Does Bureau of Engraving and Printing outsource dollar printing?

Somebody I know works for De La Rue subsidiary in London.
De La Rue , according to their web sitemanufactures about 150 different national bank notes.

The person claims that, among others currencies they also print US Dollars .
That made me thinking: would BEP outsource printing to a foreign company.
Is this even legal … security and all that .
I know that there are two BEP printing facilities in the U.S .

So ,could it be true ?

Googling didn’t help.

Sure, it could be true. Is it? No.

samclem care to elaborate ?

There is nothing on Google that would indicate that anyone other than the BEP produces US currency. How can I prove a negative?

Someone needs to produce something in print that would support the allegation that De La Rue produces US currency. Good luck.

It is quite simply not true. I am on my phone, so no cite, but go to, I believe it’s for stats about where notes are printed.

ETA : It’s actually .gov, but the above link redirects to the correct site.
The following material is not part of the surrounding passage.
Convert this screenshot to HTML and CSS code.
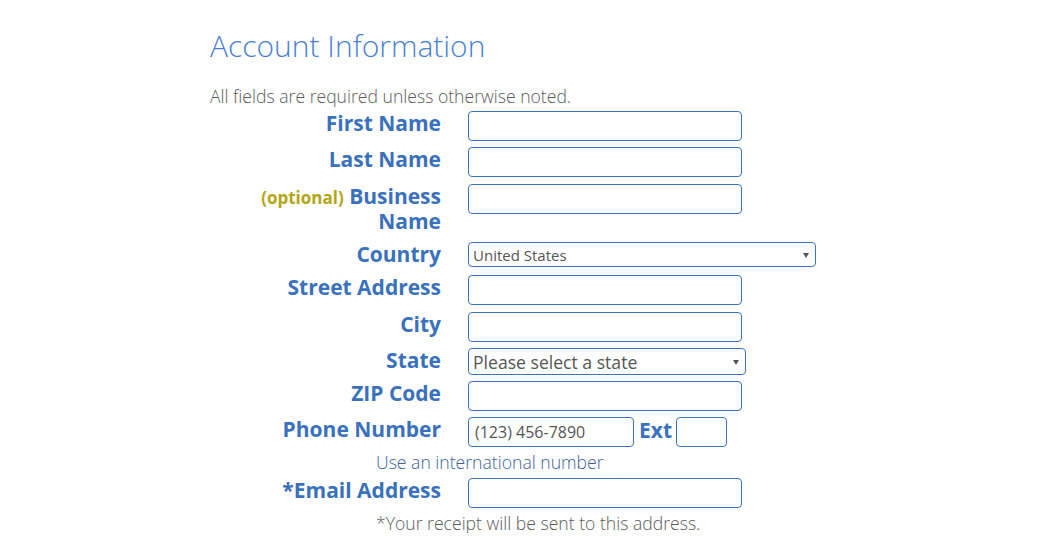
FILE: index.html
```html
<!DOCTYPE html>
<html lang="en">
<head>
<meta charset="utf-8">
<title>Account Information</title>
<link rel="stylesheet" href="styles.css">
</head>
<body>
<div class="page">
  <h1 class="title">Account Information</h1>
  <p class="note">All fields are required unless otherwise noted.</p>
  <form class="form">
    <div class="row">
      <label class="label" for="fn">First Name</label>
      <div class="field"><input class="input" id="fn" type="text"></div>
    </div>
    <div class="row">
      <label class="label" for="ln">Last Name</label>
      <div class="field"><input class="input" id="ln" type="text"></div>
    </div>
    <div class="row row-spaced">
      <label class="label" for="bn"><span class="optional">(optional)</span> Business Name</label>
      <div class="field"><input class="input" id="bn" type="text"></div>
    </div>
    <div class="row row-country">
      <label class="label" for="country">Country</label>
      <div class="field">
        <div class="select-wrap select-country">
          <select class="select select-sm" id="country"><option>United States</option></select>
        </div>
      </div>
    </div>
    <div class="row">
      <label class="label" for="street">Street Address</label>
      <div class="field"><input class="input" id="street" type="text"></div>
    </div>
    <div class="row row-spaced">
      <label class="label" for="city">City</label>
      <div class="field"><input class="input" id="city" type="text"></div>
    </div>
    <div class="row">
      <label class="label" for="state">State</label>
      <div class="field">
        <div class="select-wrap select-state">
          <select class="select select-md" id="state"><option>Please select a state</option></select>
        </div>
      </div>
    </div>
    <div class="row">
      <label class="label" for="zip">ZIP Code</label>
      <div class="field"><input class="input" id="zip" type="text"></div>
    </div>
    <div class="row">
      <label class="label" for="phone">Phone Number</label>
      <div class="field phone">
        <input class="input input-phone" id="phone" type="text" placeholder="(123) 456-7890">
        <label class="label ext-label" for="ext">Ext</label>
        <input class="input input-ext" id="ext" type="text">
      </div>
    </div>
    <div class="hint hint-blue">Use an international number</div>
    <div class="row">
      <label class="label" for="email">*Email Address</label>
      <div class="field"><input class="input" id="email" type="email"></div>
    </div>
    <div class="hint hint-gray">*Your receipt will be sent to this address.</div>
  </form>
</div>
</body>
</html>
```

FILE: styles.css
```css
* { box-sizing: border-box; }

body {
  margin: 0;
  background: #ffffff;
  font-family: "Open Sans", "Noto Sans", sans-serif;
}

.page {
  width: 624px;
  margin: 0 auto;
  padding-top: 25px;
}

.title {
  margin: 0;
  font-size: 30px;
  font-weight: 300;
  line-height: 42px;
  color: #4a7fd6;
}

.note {
  margin: 17px 0 0;
  font-size: 17.6px;
  font-weight: 300;
  line-height: 24px;
  color: #5a5a5a;
}

.form {
  display: flex;
  flex-direction: column;
  gap: 6px;
  margin-top: 3px;
}

.row {
  display: grid;
  grid-template-columns: 231px 1fr;
  column-gap: 27px;
  align-items: start;
}

.row-spaced { margin-top: 1px; }

.row-country { margin: 2px 0 2px; }

.label {
  font-size: 21px;
  font-weight: 700;
  line-height: 25px;
  color: #3a71bd;
  text-align: right;
}

.optional {
  font-size: 17px;
  line-height: 1;
  color: #b3a614;
}

.field {
  display: flex;
  align-items: flex-start;
}

.input {
  width: 274px;
  height: 30px;
  border: 1px solid #3a73c0;
  border-radius: 4px;
  padding: 0 6px;
  font-family: "Open Sans", sans-serif;
  font-size: 16px;
  color: #555;
  background: #fff;
  outline: none;
}

.input::placeholder {
  color: #555;
  opacity: 1;
}

.input-phone { width: 166px; }

.ext-label {
  margin: 0 4px 0 5px;
  line-height: 26px;
}

.input-ext { width: 51px; }

.select-wrap {
  position: relative;
}

.select-wrap::after {
  content: "";
  position: absolute;
  top: 50%;
  margin-top: -2px;
  border-left: 3px solid transparent;
  border-right: 3px solid transparent;
  border-top: 5px solid #555;
  pointer-events: none;
}

.select-country::after { right: 7px; }
.select-state::after { right: 7px; }

.select {
  appearance: none;
  -webkit-appearance: none;
  display: block;
  border: 1px solid #3a73c0;
  border-radius: 4px;
  background: #fff;
  color: #555;
  font-family: "Open Sans", sans-serif;
  padding: 0 20px 0 4px;
  outline: none;
}

.select-sm {
  width: 348px;
  height: 25px;
  font-size: 15px;
}

.select-md {
  width: 278px;
  height: 27px;
  font-size: 17.6px;
}

.hint {
  margin-left: 166px;
  font-size: 17.6px;
  font-weight: 300;
  line-height: 19px;
}

.hint-blue { color: #3c5f9a; }
.hint-gray { color: #5a5a5a; }
```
As noted, it isn’t true. The material that U.S. currency is printed on is outsourced. Crane & Co. in Massachusetts makes the ‘paper’ (it is closer to stiff cloth in composition than regular wood fiber based paper) and has for a very long time but even their operation is secure in that area.

The next time someone tells you something like this, be a good Doper and run some skeptical questions through your mind instantly. In this case, it would be the questions of why the U.S. would need to outsource currency printing at all and why it would be the British that were picked if ever such a thing did occur. Anyone can go to the U.S. Bereau of Engraving and Printing in Washington D.C. for a tour like many of us did on school field trips. They explain it all there and you can see it done yourself. There is no need to involve 3rd parties for something so sensitive.

that’s exactly the reason I’ve started this thread.
No need to be patronizing.

Of course I’ve been to the official BEP site and didn’t find anything about outsourcing.

Why would U.S outsource most of the manufacturing to China and other countries ?
Why not to the British ?
Fit of misguided patriotism ?

Look ,I’m not disputing the fact, it’s just I couldn’t find a definitive answer anywhere.

First of all, per their website, “De La Rue Currency is involved in the production of more than 150 currencies.” That doesn’t mean they print all of them. They may just make the security threads or watermarks, etc.

Anyway, in this specific case, American currency is only printed in two locations: the United States and North Korea.

In one of his Big Secrets books, William Poundstone claimed that one step undergone in printing of US currency was running it through a high-pressure roller, which few (none?) of private printers have, and which was one method of making bills that were hard to counterfeit. Poundstone seems to be reliable, and if so, it wouldn’t be possible to outsource bill production if that step couldn’t be performed elsewhere.
Today, with multiple anti-counterfeiting measures undertaken, it seems even less likely. I can’t see the US giving private printing firms the special ink used for the color-changing monetary amount, for instance.

Are you saying that no other currency uses high-pressure rollers? Or color-changing ink? I’m sure that the U.S. could outsource their currency printing very easily, only there is no reason to, plus huge political reasons not to. (Can you imagine the Tea Party reaction if greenbacks were made in a foreign country?)

According to their website and Wikipedia this De La Rue company manufactures Bank of England banknotes, i.e., British currency. I’m sure they could handle printing our currency (even the special cotton paper).

It’s perfectly feasible for a country to outsource the printing of its bank notes. The Reserve Bank of Australia does print, or has printed, bank notes for a host of other countries:

Presumably the US could outsource the printing of its banknotes if it wanted to do so. It’s obviously more secure to do it “in house”, and possibly more efficient. Politically more palatable too, I’d imagine, as **Erdosain **notes.

The answers to those questions are (1) it might be cheaper to outsource, and (2) the British company in question might be the cheapest option meeting the particular printing requirements. Given that these two answers are valid for many other world currencies, it’s perfectly reasonable to ask whether they are valid in the case of American currency as well. It’s also reasonable to ask how any savings made by outsourcing weighs against the risks.